Given problem: Find how many lines in the material contain "with"; your answer should be that number alone.

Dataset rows
=-=-=-=-=

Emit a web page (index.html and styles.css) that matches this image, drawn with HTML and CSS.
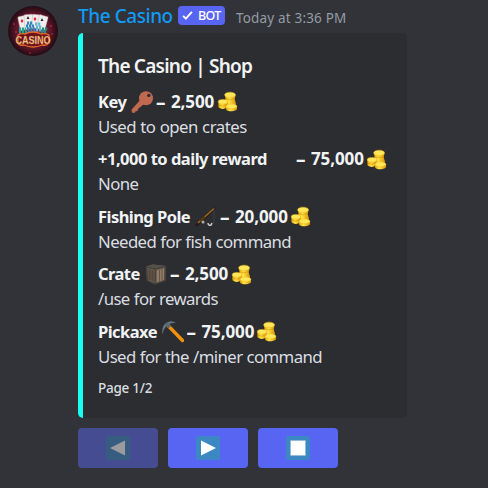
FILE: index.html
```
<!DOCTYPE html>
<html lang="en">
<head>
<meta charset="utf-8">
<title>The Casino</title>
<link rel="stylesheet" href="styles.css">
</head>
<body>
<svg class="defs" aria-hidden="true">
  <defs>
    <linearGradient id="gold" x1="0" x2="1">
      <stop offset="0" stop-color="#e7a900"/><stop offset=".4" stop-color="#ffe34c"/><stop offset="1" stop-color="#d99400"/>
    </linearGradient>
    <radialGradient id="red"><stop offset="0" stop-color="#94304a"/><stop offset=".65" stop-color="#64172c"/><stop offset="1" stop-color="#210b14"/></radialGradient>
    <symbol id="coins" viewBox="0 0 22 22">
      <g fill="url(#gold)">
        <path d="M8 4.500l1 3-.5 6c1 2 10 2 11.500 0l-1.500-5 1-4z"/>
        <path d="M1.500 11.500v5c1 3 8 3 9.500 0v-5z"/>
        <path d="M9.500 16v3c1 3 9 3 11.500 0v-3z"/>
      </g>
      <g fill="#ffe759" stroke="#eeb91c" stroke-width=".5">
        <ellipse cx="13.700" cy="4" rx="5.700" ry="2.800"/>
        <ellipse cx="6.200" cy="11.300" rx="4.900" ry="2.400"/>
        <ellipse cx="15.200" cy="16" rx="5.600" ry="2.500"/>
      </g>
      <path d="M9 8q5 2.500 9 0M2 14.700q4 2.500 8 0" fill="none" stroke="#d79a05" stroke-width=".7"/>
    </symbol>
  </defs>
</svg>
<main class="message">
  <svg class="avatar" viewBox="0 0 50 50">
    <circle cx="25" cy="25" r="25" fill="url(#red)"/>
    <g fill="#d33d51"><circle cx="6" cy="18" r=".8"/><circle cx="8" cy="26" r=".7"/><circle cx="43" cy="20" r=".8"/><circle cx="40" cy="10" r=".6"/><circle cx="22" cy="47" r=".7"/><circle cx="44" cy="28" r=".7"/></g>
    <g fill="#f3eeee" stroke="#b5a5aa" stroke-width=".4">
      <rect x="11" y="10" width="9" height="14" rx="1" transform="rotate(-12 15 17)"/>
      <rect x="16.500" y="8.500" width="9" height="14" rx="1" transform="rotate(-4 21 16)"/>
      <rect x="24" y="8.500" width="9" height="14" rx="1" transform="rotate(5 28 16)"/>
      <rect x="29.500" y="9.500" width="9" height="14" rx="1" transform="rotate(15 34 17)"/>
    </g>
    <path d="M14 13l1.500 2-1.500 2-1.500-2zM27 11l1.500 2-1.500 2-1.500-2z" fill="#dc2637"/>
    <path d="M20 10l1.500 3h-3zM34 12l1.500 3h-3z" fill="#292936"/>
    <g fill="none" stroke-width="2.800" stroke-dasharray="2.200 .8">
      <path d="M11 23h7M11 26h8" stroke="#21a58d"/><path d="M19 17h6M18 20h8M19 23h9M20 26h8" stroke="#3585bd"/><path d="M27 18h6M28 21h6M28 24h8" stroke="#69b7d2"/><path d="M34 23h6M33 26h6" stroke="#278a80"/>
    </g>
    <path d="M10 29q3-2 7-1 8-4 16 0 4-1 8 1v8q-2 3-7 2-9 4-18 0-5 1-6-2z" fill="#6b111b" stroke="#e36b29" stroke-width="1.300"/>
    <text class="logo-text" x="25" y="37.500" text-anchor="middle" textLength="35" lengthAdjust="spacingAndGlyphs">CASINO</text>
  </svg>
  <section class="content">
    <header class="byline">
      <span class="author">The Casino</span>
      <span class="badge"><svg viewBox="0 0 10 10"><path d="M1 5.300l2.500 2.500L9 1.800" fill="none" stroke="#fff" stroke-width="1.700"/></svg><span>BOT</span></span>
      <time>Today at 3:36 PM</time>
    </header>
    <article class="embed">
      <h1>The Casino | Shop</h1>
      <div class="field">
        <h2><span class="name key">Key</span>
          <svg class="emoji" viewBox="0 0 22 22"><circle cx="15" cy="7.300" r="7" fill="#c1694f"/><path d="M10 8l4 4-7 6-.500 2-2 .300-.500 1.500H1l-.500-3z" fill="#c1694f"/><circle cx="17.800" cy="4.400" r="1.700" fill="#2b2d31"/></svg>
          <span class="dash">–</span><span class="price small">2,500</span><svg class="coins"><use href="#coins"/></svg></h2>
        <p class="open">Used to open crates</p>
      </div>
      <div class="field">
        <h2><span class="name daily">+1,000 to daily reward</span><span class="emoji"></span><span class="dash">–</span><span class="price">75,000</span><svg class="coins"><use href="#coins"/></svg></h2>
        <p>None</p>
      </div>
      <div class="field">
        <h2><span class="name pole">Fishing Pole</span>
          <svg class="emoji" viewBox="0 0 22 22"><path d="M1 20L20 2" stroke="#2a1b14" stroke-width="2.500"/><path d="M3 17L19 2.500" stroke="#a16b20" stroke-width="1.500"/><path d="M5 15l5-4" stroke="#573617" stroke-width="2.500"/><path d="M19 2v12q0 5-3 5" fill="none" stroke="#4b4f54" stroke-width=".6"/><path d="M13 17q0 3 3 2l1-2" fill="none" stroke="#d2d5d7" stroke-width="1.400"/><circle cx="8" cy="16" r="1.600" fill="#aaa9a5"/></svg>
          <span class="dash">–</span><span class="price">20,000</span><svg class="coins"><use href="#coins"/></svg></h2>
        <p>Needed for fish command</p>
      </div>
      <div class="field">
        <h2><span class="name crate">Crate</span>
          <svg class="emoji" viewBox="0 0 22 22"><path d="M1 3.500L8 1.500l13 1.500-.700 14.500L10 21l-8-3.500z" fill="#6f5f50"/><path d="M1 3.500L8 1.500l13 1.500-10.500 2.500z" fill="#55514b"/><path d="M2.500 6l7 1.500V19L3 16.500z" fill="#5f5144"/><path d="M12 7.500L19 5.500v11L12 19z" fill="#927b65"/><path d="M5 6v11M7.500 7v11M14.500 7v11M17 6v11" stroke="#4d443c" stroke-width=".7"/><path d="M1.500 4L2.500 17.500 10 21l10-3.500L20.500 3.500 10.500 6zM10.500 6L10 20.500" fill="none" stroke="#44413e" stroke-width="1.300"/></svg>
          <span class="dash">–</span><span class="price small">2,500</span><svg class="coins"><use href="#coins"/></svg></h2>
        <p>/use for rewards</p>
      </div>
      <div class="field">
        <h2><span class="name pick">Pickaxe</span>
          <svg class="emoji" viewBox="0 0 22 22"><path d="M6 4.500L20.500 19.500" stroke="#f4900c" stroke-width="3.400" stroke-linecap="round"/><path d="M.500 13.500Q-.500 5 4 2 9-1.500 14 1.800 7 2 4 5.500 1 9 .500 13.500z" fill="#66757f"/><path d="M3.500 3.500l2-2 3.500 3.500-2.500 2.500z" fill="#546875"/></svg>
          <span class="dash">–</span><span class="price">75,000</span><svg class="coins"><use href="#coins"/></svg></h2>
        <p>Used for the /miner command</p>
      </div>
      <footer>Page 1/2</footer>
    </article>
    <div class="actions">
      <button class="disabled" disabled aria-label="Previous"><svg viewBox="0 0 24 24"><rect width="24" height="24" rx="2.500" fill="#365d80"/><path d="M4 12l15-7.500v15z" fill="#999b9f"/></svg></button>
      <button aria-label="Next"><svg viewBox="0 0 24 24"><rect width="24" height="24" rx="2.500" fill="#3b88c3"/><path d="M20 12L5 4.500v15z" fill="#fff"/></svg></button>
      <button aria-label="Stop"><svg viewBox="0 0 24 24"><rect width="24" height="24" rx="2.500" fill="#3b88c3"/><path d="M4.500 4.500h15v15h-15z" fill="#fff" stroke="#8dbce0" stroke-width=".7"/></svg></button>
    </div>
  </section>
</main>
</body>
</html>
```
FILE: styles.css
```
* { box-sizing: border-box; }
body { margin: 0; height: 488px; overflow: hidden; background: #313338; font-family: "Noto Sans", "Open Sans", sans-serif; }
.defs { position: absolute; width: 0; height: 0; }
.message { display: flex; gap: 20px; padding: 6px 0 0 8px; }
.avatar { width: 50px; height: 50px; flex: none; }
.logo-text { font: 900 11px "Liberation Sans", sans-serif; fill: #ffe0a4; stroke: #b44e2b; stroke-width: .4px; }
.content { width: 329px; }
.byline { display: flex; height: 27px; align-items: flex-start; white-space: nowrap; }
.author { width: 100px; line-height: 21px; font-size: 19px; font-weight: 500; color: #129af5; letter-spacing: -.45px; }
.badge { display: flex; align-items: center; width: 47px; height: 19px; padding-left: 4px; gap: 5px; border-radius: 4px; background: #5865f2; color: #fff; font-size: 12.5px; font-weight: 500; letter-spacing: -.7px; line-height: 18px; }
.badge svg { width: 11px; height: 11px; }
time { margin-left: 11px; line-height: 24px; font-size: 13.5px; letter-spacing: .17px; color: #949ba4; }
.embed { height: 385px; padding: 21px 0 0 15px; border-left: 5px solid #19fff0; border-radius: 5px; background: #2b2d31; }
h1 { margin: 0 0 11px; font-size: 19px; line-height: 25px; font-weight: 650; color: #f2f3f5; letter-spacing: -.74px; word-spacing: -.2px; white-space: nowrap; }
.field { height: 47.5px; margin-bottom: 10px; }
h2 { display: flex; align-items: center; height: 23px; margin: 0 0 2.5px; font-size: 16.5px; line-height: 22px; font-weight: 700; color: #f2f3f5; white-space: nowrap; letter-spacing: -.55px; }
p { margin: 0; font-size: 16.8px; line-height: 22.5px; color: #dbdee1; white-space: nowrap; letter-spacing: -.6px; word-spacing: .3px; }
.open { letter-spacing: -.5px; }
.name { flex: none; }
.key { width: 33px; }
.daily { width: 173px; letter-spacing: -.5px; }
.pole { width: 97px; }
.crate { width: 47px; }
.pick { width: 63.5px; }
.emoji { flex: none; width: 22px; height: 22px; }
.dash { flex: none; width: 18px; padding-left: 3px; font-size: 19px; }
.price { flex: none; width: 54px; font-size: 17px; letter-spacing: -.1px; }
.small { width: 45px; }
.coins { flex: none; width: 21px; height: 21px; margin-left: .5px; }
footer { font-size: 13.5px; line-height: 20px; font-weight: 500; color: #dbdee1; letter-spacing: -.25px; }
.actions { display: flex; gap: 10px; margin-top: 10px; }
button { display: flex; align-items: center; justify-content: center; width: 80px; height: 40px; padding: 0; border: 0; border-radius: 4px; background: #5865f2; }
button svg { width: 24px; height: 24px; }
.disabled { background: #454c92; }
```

=-=-=-=-=

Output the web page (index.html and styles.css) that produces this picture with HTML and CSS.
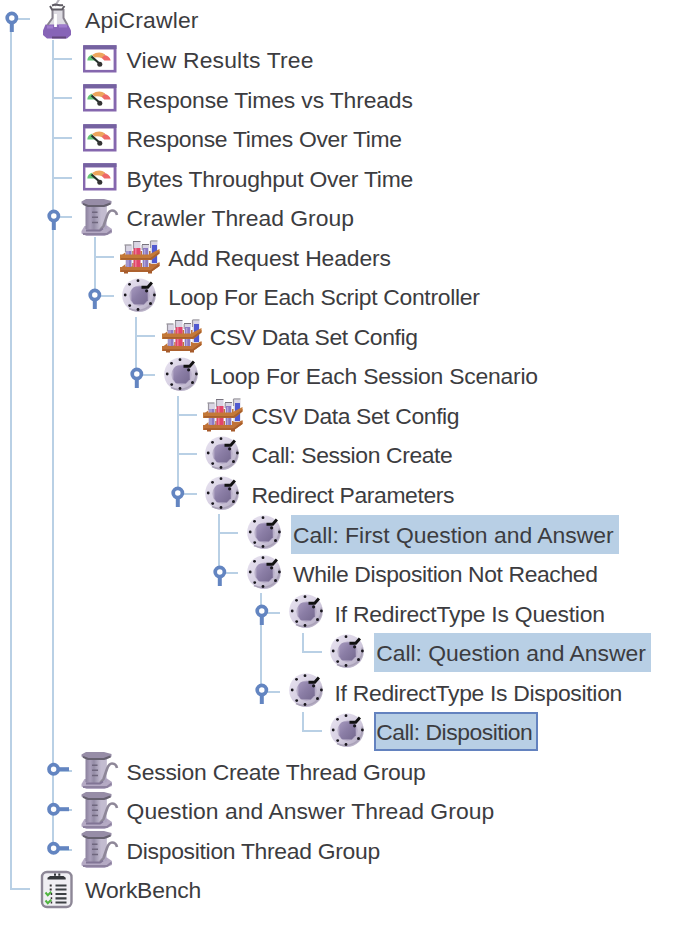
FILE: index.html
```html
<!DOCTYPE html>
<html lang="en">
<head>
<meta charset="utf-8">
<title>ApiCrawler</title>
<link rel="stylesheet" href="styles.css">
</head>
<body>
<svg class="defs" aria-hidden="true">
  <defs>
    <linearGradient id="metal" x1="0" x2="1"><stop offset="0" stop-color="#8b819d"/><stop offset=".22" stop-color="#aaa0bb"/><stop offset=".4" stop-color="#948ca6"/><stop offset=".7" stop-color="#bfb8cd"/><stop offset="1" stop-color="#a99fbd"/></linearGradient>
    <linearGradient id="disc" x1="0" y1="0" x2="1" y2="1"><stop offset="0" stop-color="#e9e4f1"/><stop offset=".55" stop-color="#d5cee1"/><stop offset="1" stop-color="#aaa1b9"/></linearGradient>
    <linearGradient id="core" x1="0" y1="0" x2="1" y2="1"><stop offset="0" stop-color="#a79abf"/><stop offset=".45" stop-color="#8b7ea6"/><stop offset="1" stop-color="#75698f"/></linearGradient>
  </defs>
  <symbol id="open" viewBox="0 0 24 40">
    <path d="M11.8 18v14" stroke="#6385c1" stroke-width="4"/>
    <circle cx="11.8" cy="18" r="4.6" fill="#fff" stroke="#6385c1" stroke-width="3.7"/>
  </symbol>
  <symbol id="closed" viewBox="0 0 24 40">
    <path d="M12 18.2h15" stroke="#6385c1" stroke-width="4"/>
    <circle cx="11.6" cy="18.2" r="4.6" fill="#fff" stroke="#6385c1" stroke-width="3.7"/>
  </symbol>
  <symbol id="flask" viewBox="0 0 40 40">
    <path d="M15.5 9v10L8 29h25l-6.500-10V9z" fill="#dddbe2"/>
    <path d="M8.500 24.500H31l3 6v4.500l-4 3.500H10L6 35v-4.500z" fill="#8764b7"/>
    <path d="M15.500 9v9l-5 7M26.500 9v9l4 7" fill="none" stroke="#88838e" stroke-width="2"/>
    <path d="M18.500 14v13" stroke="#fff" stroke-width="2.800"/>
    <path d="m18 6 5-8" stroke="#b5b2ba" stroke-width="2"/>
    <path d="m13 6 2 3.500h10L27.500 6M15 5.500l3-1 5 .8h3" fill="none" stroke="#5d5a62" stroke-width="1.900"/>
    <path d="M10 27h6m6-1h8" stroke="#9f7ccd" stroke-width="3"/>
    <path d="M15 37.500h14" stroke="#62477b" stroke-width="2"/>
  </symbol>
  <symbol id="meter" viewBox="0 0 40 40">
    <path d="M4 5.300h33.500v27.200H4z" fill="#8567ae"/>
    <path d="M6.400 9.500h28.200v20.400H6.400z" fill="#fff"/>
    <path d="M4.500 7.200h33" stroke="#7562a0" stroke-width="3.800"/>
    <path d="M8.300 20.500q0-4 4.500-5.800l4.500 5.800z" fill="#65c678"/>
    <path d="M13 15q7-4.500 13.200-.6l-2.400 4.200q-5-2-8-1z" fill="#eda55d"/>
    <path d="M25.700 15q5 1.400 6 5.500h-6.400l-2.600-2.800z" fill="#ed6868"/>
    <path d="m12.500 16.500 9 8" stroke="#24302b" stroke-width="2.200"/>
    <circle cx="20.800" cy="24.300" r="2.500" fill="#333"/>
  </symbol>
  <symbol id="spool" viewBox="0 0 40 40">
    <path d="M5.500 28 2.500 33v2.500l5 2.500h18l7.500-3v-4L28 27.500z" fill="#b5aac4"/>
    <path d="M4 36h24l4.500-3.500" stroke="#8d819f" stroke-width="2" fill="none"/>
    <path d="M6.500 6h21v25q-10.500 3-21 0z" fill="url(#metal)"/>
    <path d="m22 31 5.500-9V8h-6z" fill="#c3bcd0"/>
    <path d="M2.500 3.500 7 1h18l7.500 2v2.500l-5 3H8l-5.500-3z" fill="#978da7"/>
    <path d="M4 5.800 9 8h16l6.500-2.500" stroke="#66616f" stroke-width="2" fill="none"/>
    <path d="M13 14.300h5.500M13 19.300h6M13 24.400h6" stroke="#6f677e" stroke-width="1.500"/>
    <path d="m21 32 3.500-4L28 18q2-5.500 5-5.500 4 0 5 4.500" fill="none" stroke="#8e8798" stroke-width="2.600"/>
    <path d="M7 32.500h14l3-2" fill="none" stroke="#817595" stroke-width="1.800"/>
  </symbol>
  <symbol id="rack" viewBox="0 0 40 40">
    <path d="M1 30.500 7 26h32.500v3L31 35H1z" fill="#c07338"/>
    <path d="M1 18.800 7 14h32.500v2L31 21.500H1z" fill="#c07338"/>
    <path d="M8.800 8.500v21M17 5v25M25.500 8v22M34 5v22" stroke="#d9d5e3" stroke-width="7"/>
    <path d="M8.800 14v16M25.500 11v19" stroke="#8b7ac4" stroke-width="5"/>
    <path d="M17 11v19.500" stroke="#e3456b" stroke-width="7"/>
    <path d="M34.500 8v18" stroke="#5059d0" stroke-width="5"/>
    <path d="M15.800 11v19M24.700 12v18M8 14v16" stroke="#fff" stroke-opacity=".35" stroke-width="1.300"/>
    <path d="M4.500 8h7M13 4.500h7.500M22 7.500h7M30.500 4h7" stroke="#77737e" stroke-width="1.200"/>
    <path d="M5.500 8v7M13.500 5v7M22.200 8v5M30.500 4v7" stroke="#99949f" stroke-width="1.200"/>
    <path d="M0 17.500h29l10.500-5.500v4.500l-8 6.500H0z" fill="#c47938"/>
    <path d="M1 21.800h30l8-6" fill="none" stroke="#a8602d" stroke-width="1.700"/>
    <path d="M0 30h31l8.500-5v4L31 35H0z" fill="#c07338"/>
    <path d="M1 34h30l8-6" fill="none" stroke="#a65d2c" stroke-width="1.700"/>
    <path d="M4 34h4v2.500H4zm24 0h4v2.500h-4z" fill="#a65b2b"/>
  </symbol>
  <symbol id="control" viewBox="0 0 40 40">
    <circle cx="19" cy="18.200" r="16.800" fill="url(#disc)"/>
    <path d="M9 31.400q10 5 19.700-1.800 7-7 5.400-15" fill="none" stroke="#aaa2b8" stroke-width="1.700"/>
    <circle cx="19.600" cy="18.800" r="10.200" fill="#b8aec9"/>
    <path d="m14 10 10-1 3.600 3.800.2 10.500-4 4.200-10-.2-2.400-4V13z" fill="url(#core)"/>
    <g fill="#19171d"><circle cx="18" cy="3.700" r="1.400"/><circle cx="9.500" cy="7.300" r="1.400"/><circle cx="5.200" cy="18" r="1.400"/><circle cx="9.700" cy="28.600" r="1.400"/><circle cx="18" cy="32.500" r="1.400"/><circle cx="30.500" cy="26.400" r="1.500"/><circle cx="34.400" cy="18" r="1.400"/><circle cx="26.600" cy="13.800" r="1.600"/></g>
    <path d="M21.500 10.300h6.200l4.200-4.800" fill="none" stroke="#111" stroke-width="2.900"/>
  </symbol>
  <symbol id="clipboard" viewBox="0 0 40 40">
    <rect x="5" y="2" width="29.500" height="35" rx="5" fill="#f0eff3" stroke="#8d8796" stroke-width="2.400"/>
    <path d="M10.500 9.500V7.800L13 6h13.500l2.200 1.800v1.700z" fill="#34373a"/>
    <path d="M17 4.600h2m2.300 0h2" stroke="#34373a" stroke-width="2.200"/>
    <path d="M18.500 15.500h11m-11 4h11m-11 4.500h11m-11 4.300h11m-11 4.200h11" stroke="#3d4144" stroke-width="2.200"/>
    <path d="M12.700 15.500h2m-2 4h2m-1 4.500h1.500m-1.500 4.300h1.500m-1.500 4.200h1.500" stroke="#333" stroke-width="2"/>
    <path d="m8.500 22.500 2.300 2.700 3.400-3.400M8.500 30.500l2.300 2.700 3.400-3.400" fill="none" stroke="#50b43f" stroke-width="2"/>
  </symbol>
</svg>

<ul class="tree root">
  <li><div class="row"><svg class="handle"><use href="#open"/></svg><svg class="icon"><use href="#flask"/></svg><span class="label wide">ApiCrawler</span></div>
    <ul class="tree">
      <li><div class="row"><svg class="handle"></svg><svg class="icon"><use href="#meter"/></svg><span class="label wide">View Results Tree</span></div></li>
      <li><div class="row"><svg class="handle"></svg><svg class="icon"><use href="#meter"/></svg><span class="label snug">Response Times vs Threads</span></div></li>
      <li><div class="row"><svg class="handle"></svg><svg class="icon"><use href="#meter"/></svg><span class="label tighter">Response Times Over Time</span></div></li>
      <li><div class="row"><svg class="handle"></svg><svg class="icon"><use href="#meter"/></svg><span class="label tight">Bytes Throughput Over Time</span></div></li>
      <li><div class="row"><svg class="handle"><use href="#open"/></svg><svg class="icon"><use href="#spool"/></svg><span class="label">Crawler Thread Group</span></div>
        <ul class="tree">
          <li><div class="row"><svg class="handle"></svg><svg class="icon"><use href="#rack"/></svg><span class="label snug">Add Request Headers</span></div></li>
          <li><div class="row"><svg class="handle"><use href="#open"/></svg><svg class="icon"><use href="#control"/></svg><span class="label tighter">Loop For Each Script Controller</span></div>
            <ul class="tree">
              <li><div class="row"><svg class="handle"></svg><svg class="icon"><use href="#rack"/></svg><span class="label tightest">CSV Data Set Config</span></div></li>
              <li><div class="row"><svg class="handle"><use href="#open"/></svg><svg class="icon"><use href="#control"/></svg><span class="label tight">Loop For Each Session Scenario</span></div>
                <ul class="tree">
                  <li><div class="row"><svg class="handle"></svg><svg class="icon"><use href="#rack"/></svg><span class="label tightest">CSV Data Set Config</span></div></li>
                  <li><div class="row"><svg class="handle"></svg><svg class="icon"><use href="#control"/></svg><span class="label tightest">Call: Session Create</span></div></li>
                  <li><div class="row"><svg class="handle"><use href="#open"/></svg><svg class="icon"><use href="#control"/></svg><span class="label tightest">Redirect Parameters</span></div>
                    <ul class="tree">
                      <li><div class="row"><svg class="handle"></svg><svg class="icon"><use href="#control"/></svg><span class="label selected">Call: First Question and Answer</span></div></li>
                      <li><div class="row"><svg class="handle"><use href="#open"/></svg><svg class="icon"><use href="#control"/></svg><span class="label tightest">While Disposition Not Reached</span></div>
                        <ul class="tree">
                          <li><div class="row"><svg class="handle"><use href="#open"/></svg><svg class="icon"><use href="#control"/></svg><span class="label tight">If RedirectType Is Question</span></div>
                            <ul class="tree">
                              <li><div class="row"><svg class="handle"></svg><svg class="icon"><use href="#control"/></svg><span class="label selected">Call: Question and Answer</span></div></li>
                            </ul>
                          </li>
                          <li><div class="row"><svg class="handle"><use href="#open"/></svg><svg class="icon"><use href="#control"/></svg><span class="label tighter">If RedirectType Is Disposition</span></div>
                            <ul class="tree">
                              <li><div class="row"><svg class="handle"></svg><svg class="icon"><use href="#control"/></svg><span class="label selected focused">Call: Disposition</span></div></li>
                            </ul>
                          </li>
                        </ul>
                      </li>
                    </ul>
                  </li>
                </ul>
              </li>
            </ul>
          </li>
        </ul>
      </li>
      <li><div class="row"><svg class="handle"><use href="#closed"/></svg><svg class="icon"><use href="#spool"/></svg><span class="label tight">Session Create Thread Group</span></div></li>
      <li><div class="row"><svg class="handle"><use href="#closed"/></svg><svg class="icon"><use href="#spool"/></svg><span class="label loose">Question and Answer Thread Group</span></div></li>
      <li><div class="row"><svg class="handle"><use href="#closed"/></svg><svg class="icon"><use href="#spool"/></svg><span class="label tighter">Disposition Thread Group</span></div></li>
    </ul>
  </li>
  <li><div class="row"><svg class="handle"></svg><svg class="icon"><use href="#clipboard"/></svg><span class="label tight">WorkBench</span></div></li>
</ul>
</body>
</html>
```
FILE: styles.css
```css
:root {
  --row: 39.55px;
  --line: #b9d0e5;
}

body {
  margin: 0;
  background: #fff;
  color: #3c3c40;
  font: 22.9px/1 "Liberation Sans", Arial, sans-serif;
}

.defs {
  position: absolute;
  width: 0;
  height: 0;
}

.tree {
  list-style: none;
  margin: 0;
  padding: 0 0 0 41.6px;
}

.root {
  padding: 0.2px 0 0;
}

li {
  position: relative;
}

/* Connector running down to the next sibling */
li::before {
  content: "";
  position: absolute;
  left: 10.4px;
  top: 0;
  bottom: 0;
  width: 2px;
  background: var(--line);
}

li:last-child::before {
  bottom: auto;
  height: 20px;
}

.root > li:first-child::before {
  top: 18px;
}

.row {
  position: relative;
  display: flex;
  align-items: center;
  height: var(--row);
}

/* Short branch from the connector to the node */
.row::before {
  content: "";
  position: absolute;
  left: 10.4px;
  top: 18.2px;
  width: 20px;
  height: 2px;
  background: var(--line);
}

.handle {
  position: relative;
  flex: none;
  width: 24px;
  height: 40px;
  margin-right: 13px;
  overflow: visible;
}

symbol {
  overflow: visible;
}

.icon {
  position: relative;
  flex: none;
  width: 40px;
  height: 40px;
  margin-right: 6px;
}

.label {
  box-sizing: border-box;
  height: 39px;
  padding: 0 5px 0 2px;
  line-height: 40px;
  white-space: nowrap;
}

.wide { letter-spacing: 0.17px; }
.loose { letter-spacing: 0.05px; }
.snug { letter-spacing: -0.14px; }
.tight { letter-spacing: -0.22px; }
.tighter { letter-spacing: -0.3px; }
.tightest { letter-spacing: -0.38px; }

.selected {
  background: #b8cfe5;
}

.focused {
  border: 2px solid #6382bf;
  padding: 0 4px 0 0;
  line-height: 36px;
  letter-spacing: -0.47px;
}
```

=-=-=-=-=

Finished task: 2